--- Begin Dataset content ---

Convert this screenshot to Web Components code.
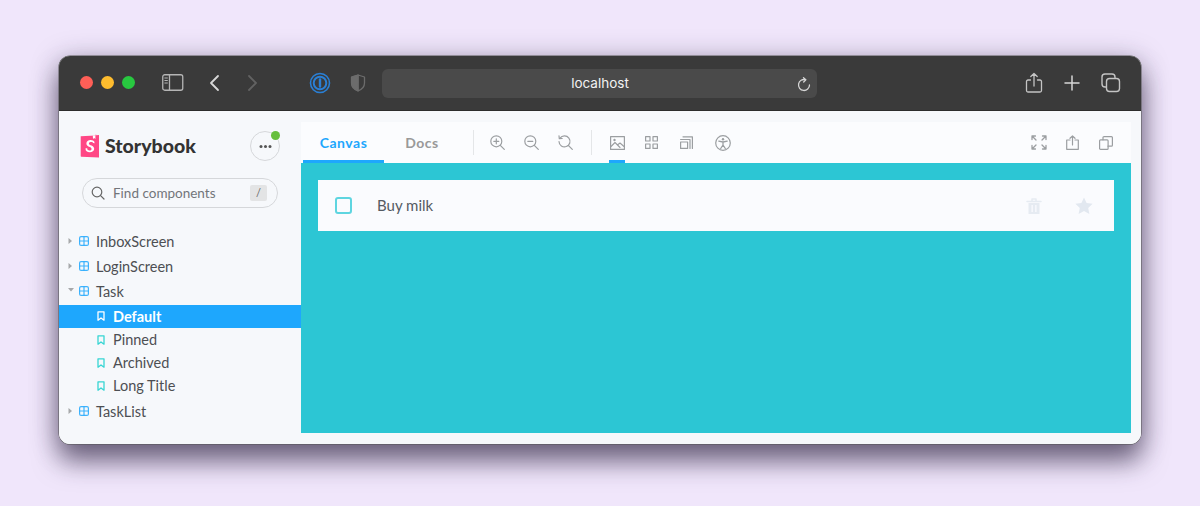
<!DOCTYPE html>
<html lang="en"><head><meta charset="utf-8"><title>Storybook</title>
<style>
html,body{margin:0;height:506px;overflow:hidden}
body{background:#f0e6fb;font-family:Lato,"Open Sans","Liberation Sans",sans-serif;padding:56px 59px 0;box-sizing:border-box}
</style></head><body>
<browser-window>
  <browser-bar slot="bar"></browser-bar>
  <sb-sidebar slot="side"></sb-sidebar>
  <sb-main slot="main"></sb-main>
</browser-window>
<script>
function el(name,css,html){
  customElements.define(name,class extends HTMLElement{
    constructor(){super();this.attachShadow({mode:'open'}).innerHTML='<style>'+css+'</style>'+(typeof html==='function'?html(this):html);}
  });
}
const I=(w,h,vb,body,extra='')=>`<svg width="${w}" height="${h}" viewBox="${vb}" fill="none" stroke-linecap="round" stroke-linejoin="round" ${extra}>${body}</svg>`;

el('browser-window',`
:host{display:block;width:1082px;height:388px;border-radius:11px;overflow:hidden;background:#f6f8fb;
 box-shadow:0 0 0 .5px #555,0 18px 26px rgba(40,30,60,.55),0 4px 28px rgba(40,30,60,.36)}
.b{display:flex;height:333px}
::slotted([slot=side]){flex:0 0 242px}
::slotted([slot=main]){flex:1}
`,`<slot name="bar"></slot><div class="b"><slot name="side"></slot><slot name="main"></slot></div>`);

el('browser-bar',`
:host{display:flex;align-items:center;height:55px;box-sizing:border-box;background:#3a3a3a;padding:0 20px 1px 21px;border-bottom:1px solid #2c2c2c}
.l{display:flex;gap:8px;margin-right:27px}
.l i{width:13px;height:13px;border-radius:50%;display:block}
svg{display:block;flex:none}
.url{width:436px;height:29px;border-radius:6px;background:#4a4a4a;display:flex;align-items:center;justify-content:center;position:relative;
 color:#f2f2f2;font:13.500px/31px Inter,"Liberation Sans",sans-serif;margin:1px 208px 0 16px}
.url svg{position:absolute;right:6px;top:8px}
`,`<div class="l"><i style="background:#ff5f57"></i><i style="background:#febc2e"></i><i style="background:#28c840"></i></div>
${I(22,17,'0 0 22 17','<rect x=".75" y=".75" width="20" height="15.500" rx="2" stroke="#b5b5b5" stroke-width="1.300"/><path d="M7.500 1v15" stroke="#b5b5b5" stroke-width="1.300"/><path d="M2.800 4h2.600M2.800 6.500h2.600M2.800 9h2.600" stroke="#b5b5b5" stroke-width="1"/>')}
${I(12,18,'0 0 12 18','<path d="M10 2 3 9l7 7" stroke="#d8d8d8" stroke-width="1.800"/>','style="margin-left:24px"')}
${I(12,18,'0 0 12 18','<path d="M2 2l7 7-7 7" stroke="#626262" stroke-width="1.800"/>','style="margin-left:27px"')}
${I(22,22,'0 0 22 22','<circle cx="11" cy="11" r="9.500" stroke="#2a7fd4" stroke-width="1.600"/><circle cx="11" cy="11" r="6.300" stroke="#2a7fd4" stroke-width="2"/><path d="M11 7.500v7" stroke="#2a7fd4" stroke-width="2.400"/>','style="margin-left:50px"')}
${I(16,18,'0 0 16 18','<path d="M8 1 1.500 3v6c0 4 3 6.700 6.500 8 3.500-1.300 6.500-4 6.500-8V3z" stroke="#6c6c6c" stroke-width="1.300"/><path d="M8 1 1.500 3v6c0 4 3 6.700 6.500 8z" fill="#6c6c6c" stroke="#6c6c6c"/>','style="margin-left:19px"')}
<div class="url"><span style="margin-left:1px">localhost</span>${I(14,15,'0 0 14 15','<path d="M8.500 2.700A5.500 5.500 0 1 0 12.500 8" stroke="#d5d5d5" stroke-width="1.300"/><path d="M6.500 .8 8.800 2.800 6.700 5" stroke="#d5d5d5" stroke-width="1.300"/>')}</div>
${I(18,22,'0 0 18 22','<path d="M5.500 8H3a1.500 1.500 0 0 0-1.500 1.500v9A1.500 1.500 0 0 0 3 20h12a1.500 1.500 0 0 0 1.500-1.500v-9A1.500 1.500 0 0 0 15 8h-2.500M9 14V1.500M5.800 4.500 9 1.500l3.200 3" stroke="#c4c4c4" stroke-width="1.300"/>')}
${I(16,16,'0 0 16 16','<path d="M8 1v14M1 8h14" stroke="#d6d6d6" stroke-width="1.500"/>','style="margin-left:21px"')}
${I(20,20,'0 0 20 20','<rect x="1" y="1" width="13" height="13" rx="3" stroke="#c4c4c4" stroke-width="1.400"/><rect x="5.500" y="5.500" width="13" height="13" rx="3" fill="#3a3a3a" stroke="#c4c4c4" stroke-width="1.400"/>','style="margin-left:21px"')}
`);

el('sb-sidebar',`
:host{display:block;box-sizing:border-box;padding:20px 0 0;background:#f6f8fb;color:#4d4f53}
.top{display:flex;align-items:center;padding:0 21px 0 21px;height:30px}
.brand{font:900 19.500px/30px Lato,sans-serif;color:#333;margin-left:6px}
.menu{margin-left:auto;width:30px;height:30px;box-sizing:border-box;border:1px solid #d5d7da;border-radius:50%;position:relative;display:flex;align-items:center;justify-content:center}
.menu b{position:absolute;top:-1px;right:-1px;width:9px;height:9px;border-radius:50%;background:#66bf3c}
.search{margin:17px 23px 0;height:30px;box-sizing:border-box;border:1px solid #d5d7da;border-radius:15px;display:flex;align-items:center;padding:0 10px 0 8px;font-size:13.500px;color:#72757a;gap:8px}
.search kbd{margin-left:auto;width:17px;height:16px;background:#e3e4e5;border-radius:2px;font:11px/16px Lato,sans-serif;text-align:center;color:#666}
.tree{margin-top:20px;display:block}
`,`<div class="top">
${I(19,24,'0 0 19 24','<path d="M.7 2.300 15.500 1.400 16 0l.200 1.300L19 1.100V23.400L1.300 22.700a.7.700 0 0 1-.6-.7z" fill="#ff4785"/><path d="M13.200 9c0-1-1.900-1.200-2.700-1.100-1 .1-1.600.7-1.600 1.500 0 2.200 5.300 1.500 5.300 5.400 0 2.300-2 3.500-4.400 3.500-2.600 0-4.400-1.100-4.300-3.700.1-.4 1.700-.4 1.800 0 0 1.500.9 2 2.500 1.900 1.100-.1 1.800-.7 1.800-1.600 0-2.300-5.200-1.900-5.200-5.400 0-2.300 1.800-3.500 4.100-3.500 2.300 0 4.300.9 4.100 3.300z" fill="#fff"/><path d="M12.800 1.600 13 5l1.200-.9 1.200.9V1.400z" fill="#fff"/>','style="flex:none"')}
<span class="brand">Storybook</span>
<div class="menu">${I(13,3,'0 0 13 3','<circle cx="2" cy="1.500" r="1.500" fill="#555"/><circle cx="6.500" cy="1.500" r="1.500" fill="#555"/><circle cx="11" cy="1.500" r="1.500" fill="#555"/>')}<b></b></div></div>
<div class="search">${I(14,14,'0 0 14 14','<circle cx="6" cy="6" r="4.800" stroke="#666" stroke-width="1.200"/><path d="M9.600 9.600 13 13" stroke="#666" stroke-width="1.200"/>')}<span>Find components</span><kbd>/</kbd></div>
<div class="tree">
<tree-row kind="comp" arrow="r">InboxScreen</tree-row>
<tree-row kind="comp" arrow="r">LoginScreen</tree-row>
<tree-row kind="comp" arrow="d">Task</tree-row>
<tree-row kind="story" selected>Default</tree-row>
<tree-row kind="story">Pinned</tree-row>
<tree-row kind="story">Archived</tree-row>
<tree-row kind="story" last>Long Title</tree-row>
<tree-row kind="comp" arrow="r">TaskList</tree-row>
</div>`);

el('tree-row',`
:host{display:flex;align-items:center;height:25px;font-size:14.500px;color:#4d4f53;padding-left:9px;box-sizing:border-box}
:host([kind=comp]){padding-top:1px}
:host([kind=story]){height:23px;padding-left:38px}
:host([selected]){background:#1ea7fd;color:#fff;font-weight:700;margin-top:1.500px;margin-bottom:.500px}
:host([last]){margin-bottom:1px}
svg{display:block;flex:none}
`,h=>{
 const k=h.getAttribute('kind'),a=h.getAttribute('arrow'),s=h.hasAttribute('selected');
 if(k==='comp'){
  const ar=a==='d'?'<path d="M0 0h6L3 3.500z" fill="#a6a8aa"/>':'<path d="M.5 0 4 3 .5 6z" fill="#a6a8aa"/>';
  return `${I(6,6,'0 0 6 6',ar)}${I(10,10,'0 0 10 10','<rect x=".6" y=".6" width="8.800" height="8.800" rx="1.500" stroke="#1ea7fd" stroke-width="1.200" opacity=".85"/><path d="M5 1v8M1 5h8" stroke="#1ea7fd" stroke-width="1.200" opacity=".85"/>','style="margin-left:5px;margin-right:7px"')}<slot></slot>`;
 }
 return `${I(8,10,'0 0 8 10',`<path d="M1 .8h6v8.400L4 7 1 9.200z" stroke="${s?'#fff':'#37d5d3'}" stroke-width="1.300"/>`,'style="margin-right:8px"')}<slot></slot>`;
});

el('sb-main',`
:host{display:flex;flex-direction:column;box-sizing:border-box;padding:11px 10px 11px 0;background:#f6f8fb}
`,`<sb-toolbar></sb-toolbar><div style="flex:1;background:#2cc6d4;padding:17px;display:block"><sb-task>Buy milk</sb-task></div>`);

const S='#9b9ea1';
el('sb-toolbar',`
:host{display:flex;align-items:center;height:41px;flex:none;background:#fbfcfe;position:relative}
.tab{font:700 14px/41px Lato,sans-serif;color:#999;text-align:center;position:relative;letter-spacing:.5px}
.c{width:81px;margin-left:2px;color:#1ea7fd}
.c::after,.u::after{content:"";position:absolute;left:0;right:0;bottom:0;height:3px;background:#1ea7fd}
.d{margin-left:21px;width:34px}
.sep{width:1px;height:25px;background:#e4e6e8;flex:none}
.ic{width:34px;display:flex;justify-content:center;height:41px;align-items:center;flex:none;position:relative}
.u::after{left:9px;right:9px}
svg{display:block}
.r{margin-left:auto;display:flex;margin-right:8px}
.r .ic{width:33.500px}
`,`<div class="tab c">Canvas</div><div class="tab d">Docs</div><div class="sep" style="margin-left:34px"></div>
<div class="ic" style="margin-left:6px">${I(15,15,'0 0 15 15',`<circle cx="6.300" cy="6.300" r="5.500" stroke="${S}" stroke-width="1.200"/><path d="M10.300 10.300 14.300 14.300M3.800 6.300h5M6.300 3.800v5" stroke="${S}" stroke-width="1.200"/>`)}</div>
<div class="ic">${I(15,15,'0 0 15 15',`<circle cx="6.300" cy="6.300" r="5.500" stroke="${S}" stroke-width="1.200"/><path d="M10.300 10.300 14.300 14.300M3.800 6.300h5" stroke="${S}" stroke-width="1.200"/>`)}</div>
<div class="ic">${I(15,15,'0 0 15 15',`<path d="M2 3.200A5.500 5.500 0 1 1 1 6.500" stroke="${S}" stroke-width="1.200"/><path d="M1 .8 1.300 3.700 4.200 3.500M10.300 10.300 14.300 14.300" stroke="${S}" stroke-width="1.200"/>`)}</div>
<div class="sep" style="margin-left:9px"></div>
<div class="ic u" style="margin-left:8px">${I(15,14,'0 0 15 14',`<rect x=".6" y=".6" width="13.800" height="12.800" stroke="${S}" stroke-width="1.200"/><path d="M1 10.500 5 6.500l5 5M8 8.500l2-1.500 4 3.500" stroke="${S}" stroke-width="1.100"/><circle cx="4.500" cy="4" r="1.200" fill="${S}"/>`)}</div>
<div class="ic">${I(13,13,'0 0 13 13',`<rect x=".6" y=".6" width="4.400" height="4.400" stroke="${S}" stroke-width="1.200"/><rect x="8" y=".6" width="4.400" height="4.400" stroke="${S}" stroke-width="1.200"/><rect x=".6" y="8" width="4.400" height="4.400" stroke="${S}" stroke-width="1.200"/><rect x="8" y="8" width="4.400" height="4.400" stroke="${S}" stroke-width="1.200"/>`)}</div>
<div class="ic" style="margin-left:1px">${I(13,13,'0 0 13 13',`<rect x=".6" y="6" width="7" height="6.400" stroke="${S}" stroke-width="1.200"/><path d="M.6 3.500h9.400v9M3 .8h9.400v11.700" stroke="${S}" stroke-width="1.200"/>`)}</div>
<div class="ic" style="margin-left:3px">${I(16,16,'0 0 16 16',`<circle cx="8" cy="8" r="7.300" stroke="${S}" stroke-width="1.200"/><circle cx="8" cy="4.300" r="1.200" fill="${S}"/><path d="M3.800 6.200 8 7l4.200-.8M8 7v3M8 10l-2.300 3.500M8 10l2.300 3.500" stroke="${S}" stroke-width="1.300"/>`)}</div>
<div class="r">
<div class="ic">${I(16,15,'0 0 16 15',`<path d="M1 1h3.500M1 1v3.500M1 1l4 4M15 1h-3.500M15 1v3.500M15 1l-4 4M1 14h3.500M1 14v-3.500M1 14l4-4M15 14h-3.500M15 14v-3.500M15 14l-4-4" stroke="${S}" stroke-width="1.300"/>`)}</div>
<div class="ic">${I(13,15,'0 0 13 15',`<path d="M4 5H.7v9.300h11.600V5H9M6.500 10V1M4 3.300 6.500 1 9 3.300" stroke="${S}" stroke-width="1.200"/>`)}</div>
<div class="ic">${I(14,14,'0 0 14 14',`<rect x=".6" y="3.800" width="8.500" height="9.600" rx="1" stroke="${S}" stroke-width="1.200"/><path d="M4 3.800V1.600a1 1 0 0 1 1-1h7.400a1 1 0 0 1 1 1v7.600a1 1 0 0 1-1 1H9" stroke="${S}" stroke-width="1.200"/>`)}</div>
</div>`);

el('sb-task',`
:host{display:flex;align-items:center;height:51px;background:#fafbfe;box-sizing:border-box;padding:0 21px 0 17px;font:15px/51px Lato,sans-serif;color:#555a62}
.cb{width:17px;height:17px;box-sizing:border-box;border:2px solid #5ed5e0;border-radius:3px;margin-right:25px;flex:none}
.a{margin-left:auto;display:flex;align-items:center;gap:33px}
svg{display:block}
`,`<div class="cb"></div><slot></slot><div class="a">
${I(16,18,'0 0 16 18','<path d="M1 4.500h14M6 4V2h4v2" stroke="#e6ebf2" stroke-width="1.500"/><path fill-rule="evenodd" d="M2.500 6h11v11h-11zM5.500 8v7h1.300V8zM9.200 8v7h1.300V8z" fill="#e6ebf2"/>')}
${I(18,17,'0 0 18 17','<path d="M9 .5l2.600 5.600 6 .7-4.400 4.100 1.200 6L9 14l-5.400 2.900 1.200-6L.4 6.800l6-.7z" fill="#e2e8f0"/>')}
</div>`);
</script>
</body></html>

--- End Dataset content ---

Task goal:
Extract, from the listing above, every line where the string "this" occurs.

Answer to the problem:
Convert this screenshot to Web Components code.
    constructor(){super();this.attachShadow({mode:'open'}).innerHTML='<style>'+css+'</style>'+(typeof html==='function'?html(this):html);}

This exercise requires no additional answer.